Extracted entries:
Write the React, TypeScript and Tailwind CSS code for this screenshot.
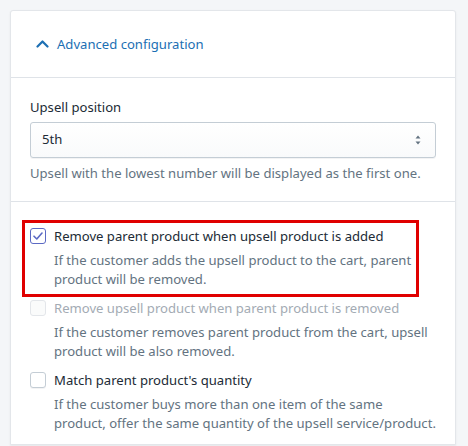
import React from "react";

const font = { fontFamily: '"Noto Sans", "Open Sans", sans-serif' };

function Check({ state }: { state: "checked" | "unchecked" | "disabled" }) {
  if (state === "checked") {
    return (
      <span className="mt-[2px] flex h-[16px] w-[16px] shrink-0 items-center justify-center rounded-[3px] border border-[#5c6ac4] bg-white">
        <svg width="10" height="8" viewBox="0 0 10 8" fill="none">
          <path d="M1 4.2 L3.8 7 L9 1" stroke="#5c6ac4" strokeWidth="1.6" strokeLinecap="round" strokeLinejoin="round" />
        </svg>
      </span>
    );
  }
  if (state === "disabled") {
    return <span className="mt-[2px] h-[16px] w-[16px] shrink-0 rounded-[3px] border border-[#e3e6ea] bg-[#fafbfb]" />;
  }
  return <span className="mt-[2px] h-[16px] w-[16px] shrink-0 rounded-[3px] border border-[#c4cdd5] bg-white shadow-[0_1px_0_rgba(22,29,37,0.05)]" />;
}

function Item({
  state,
  label,
  desc,
  annotated,
}: {
  state: "checked" | "unchecked" | "disabled";
  label: string;
  desc: React.ReactNode;
  annotated?: boolean;
}) {
  return (
    <div className="relative flex gap-[8px]">
      {annotated && (
        <div className="pointer-events-none absolute -left-[8px] -top-[6px] -bottom-[8px] w-[397px] border-[3px] border-[#e00000]" />
      )}
      <Check state={state} />
      <div className="flex flex-col whitespace-nowrap">
        <div className={`text-[13.1px] leading-[20px] ${state === "disabled" ? "text-[#a3abb4]" : "text-[#212b36]"}`}>{label}</div>
        <div className="mt-[5px] text-[13.1px] leading-[19px] text-[#637381]">{desc}</div>
      </div>
    </div>
  );
}

export default function App() {
  return (
    <div className="h-[446px] overflow-hidden bg-[#f4f6f8] pl-[10px] pr-[12px] pt-[10px]" style={font}>
      <div className="rounded-t-[3px] border border-[#e3e6ea] bg-white shadow-[0_1px_2px_rgba(63,63,68,0.08)]">
        <div className="flex h-[66px] items-center gap-[8px] pl-[25px]">
          <svg width="13" height="9" viewBox="0 0 13 9" fill="none" className="mt-[-2px]">
            <path d="M1.5 7.5 L6.5 2.5 L11.5 7.5" stroke="#1c6fb3" strokeWidth="2.2" strokeLinecap="round" strokeLinejoin="round" />
          </svg>
          <span className="text-[13.1px] leading-[20px] text-[#1c6fb3]">Advanced configuration</span>
        </div>
        <div className="border-t border-[#dfe3e8] px-[19px] pb-[18px] pt-[19px]">
          <div className="text-[13.1px] leading-[20px] text-[#212b36]">Upsell position</div>
          <div className="mt-[5px] flex h-[36px] items-center justify-between rounded-[3px] border border-[#c4cdd5] bg-gradient-to-b from-white to-[#f9fafb] pl-[11px] pr-[14px] shadow-[0_1px_0_rgba(22,29,37,0.05)]">
            <span className="text-[13.1px] text-[#212b36]">5th</span>
            <svg width="6" height="10" viewBox="0 0 6 10">
              <path d="M3 0.5 L5.5 3.5 L0.5 3.5 Z" fill="#637381" />
              <path d="M3 9.5 L5.5 6.5 L0.5 6.5 Z" fill="#637381" />
            </svg>
          </div>
          <div className="mt-[5px] text-[13.1px] leading-[20px] text-[#637381]">
            Upsell with the lowest number will be displayed as the first one.
          </div>
        </div>
        <div className="flex flex-col gap-[9px] border-t border-[#dfe3e8] pb-[11px] pl-[19px] pr-[19px] pt-[24px]">
          <Item
            state="checked"
            annotated
            label="Remove parent product when upsell product is added"
            desc={<>If the customer adds the upsell product to the cart, parent<br />product will be removed.</>}
          />
          <Item
            state="disabled"
            label="Remove upsell product when parent product is removed"
            desc={<>If the customer removes parent product from the cart, upsell<br />product will be also removed.</>}
          />
          <Item
            state="unchecked"
            label="Match parent product's quantity"
            desc={<>If the customer buys more than one item of the same<br />product, offer the same quantity of the upsell service/product.</>}
          />
        </div>
      </div>
    </div>
  );
}
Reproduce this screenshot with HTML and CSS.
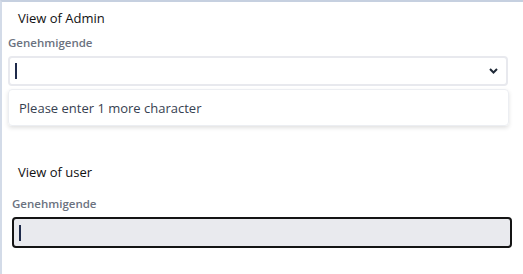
FILE: index.html
```html
<!DOCTYPE html>
<html>
<head>
<meta charset="utf-8">
<link rel="stylesheet" href="styles.css">
</head>
<body>
<div class="frame">
  <section class="admin">
    <h2 class="title">View of Admin</h2>
    <div class="label">Genehmigende</div>
    <div class="select">
      <span class="caret"></span>
      <svg class="chev" width="9" height="6" viewBox="0 0 9 6"><path d="M1 1 L4.5 4.5 L8 1" fill="none" stroke="#1f2937" stroke-width="2"/></svg>
    </div>
    <div class="dropdown">Please enter 1 more character</div>
  </section>
  <section class="user">
    <h2 class="title">View of user</h2>
    <div class="label">Genehmigende</div>
    <div class="input"><span class="caret"></span></div>
  </section>
</div>
</body>
</html>
```
FILE: styles.css
```css
html, body { margin: 0; padding: 0; background: #fff; }
body { width: 523px; height: 274px; overflow: hidden; font-family: "Open Sans", "Noto Sans", sans-serif; }
.frame {
  box-sizing: border-box;
  height: 274px;
  border-top: 2px solid #c6d0e0;
  border-left: 2px solid #d3dbe8;
  padding: 0 0 0 6px;
}
.title {
  margin: 0;
  font-weight: 400;
  font-size: 13px;
  line-height: 18px;
  color: #111;
  padding-left: 10px;
}
.admin { padding-top: 7px; width: 500px; }
.admin .label { margin-top: 8px; }
.label {
  font-size: 11.5px;
  font-weight: 600;
  color: #6b7280;
  line-height: 15px;
}
.select {
  margin-top: 6px;
  box-sizing: border-box;
  height: 30px;
  border: 2px solid #e8e9ee;
  border-radius: 4px;
  display: flex;
  align-items: center;
  justify-content: space-between;
  padding: 0 8px 0 5px;
}
.caret { display: block; width: 1.5px; height: 16px; background: #1e2a4a; }
.chev { display: block; }
.dropdown {
  margin-top: 3px;
  box-sizing: border-box;
  width: 501px;
  height: 37px;
  border-radius: 4px;
  border: 1px solid #eceef2;
  box-shadow: 0 2px 4px rgba(0,0,0,0.12);
  font-size: 13px;
  color: #374151;
  padding: 0 0 0 10px;
  display: flex;
  align-items: center;
}
.user { padding: 37px 0 0 4px; width: 500px; }
.user .title { padding-left: 6px; }
.user .label { margin-top: 15px; }
.input {
  margin-top: 6px;
  box-sizing: border-box;
  height: 31px;
  border: 2px solid #141414;
  border-radius: 4px;
  background: #e9eaee;
  display: flex;
  align-items: center;
  padding-left: 5px;
}
```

Your task: Copy all the lines of data exactly as they appear, dropping any images.

Full output:
Write the React, TypeScript and Tailwind CSS code for this screenshot.
import React from "react";

const font = { fontFamily: '"Noto Sans", "Open Sans", sans-serif' };

function Check({ state }: { state: "checked" | "unchecked" | "disabled" }) {
  if (state === "checked") {
    return (
      <span className="mt-[2px] flex h-[16px] w-[16px] shrink-0 items-center justify-center rounded-[3px] border border-[#5c6ac4] bg-white">
        <svg width="10" height="8" viewBox="0 0 10 8" fill="none">
          <path d="M1 4.2 L3.8 7 L9 1" stroke="#5c6ac4" strokeWidth="1.6" strokeLinecap="round" strokeLinejoin="round" />
        </svg>
      </span>
    );
  }
  if (state === "disabled") {
    return <span className="mt-[2px] h-[16px] w-[16px] shrink-0 rounded-[3px] border border-[#e3e6ea] bg-[#fafbfb]" />;
  }
  return <span className="mt-[2px] h-[16px] w-[16px] shrink-0 rounded-[3px] border border-[#c4cdd5] bg-white shadow-[0_1px_0_rgba(22,29,37,0.05)]" />;
}

function Item({
  state,
  label,
  desc,
  annotated,
}: {
  state: "checked" | "unchecked" | "disabled";
  label: string;
  desc: React.ReactNode;
  annotated?: boolean;
}) {
  return (
    <div className="relative flex gap-[8px]">
      {annotated && (
        <div className="pointer-events-none absolute -left-[8px] -top-[6px] -bottom-[8px] w-[397px] border-[3px] border-[#e00000]" />
      )}
      <Check state={state} />
      <div className="flex flex-col whitespace-nowrap">
        <div className={`text-[13.1px] leading-[20px] ${state === "disabled" ? "text-[#a3abb4]" : "text-[#212b36]"}`}>{label}</div>
        <div className="mt-[5px] text-[13.1px] leading-[19px] text-[#637381]">{desc}</div>
      </div>
    </div>
  );
}

export default function App() {
  return (
    <div className="h-[446px] overflow-hidden bg-[#f4f6f8] pl-[10px] pr-[12px] pt-[10px]" style={font}>
      <div className="rounded-t-[3px] border border-[#e3e6ea] bg-white shadow-[0_1px_2px_rgba(63,63,68,0.08)]">
        <div className="flex h-[66px] items-center gap-[8px] pl-[25px]">
          <svg width="13" height="9" viewBox="0 0 13 9" fill="none" className="mt-[-2px]">
            <path d="M1.5 7.5 L6.5 2.5 L11.5 7.5" stroke="#1c6fb3" strokeWidth="2.2" strokeLinecap="round" strokeLinejoin="round" />
          </svg>
          <span className="text-[13.1px] leading-[20px] text-[#1c6fb3]">Advanced configuration</span>
        </div>
        <div className="border-t border-[#dfe3e8] px-[19px] pb-[18px] pt-[19px]">
          <div className="text-[13.1px] leading-[20px] text-[#212b36]">Upsell position</div>
          <div className="mt-[5px] flex h-[36px] items-center justify-between rounded-[3px] border border-[#c4cdd5] bg-gradient-to-b from-white to-[#f9fafb] pl-[11px] pr-[14px] shadow-[0_1px_0_rgba(22,29,37,0.05)]">
            <span className="text-[13.1px] text-[#212b36]">5th</span>
            <svg width="6" height="10" viewBox="0 0 6 10">
              <path d="M3 0.5 L5.5 3.5 L0.5 3.5 Z" fill="#637381" />
              <path d="M3 9.5 L5.5 6.5 L0.5 6.5 Z" fill="#637381" />
            </svg>
          </div>
          <div className="mt-[5px] text-[13.1px] leading-[20px] text-[#637381]">
            Upsell with the lowest number will be displayed as the first one.
          </div>
        </div>
        <div className="flex flex-col gap-[9px] border-t border-[#dfe3e8] pb-[11px] pl-[19px] pr-[19px] pt-[24px]">
          <Item
            state="checked"
            annotated
            label="Remove parent product when upsell product is added"
            desc={<>If the customer adds the upsell product to the cart, parent<br />product will be removed.</>}
          />
          <Item
            state="disabled"
            label="Remove upsell product when parent product is removed"
            desc={<>If the customer removes parent product from the cart, upsell<br />product will be also removed.</>}
          />
          <Item
            state="unchecked"
            label="Match parent product's quantity"
            desc={<>If the customer buys more than one item of the same<br />product, offer the same quantity of the upsell service/product.</>}
          />
        </div>
      </div>
    </div>
  );
}
Reproduce this screenshot with HTML and CSS.
FILE: index.html
```html
<!DOCTYPE html>
<html>
<head>
<meta charset="utf-8">
<link rel="stylesheet" href="styles.css">
</head>
<body>
<div class="frame">
  <section class="admin">
    <h2 class="title">View of Admin</h2>
    <div class="label">Genehmigende</div>
    <div class="select">
      <span class="caret"></span>
      <svg class="chev" width="9" height="6" viewBox="0 0 9 6"><path d="M1 1 L4.5 4.5 L8 1" fill="none" stroke="#1f2937" stroke-width="2"/></svg>
    </div>
    <div class="dropdown">Please enter 1 more character</div>
  </section>
  <section class="user">
    <h2 class="title">View of user</h2>
    <div class="label">Genehmigende</div>
    <div class="input"><span class="caret"></span></div>
  </section>
</div>
</body>
</html>
```
FILE: styles.css
```css
html, body { margin: 0; padding: 0; background: #fff; }
body { width: 523px; height: 274px; overflow: hidden; font-family: "Open Sans", "Noto Sans", sans-serif; }
.frame {
  box-sizing: border-box;
  height: 274px;
  border-top: 2px solid #c6d0e0;
  border-left: 2px solid #d3dbe8;
  padding: 0 0 0 6px;
}
.title {
  margin: 0;
  font-weight: 400;
  font-size: 13px;
  line-height: 18px;
  color: #111;
  padding-left: 10px;
}
.admin { padding-top: 7px; width: 500px; }
.admin .label { margin-top: 8px; }
.label {
  font-size: 11.5px;
  font-weight: 600;
  color: #6b7280;
  line-height: 15px;
}
.select {
  margin-top: 6px;
  box-sizing: border-box;
  height: 30px;
  border: 2px solid #e8e9ee;
  border-radius: 4px;
  display: flex;
  align-items: center;
  justify-content: space-between;
  padding: 0 8px 0 5px;
}
.caret { display: block; width: 1.5px; height: 16px; background: #1e2a4a; }
.chev { display: block; }
.dropdown {
  margin-top: 3px;
  box-sizing: border-box;
  width: 501px;
  height: 37px;
  border-radius: 4px;
  border: 1px solid #eceef2;
  box-shadow: 0 2px 4px rgba(0,0,0,0.12);
  font-size: 13px;
  color: #374151;
  padding: 0 0 0 10px;
  display: flex;
  align-items: center;
}
.user { padding: 37px 0 0 4px; width: 500px; }
.user .title { padding-left: 6px; }
.user .label { margin-top: 15px; }
.input {
  margin-top: 6px;
  box-sizing: border-box;
  height: 31px;
  border: 2px solid #141414;
  border-radius: 4px;
  background: #e9eaee;
  display: flex;
  align-items: center;
  padding-left: 5px;
}
```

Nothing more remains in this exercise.